I think the expansion of the playoffs will yield much of what we have seen in recent years. The SEC will continue to dominate, the Big 10 might actually start winning more titles and it will become increasingly difficult for the ACC and the Big 12 to win.

The SEC and the Big 10 are likely to combine for 7 or 8 of the 12 playoff teams every single year. Since the origin of the four-team playoff in 2014, the SEC and Big 10 have combined to average 7.5 of the top 11 teams per season in the playoff, if you factor in the conferences those schools are in now. Worse yet, current Big 10 and SEC teams combined for 12 of the Top 13 teams in the final College Football Playoff ranking last season.

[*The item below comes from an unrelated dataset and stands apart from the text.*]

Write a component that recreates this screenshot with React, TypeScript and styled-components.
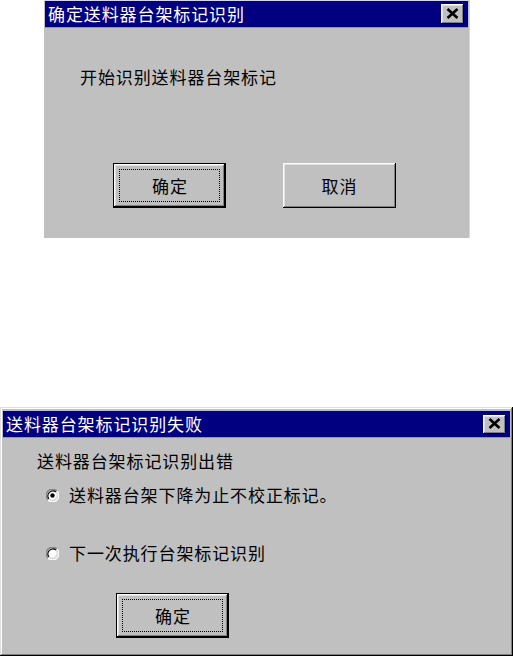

The only team from the Big 12 or ACC team in the Top 13 was Florida State. Now, obviously you can’t have 10 teams from two conferences in the new 12-team playoff, but you get the idea. It is very likely that the SEC will have 3 or 4 teams each year and the Big 10 will have 3 or 4 teams each year. The Group of Five will have one and that will leave 3 or 4 other spots for the ACC and Big 12 to share.

The ACC has Clemson and Florida State, both of which have won titles in recent memory. The Big 12 has…Colorado? BYU? You can laugh, but those are the only two schools in the current Big 12 that have won a national title in the last half-century. Throw in TCU from 1935 and 1938 and Oklahoma State from 1945 and you have every national title ever won by current Big 12 schools. Will Utah or Kansas State be a school that punches through to sit at the champions' table the way Florida did back in 1996? It’s possible but implausible.

There will be a Big 12 team, maybe two, in the playoff each year and, yes, one of those teams will undoubtedly upset a favorite from time to time. Perhaps it will be North Carolina or Louisville from the ACC. But there’s a reason the story of David had him slaying only one Goliath. Taking down three of them in a row isn’t something we are likely to see.

So, enjoy the expansion of the playoff! It will expand hope for some, but until we see a program break through and become a new national champion, don’t plan on playoff expansion changing much of anything when the time comes to hoist that national title trophy on January 20, 2025.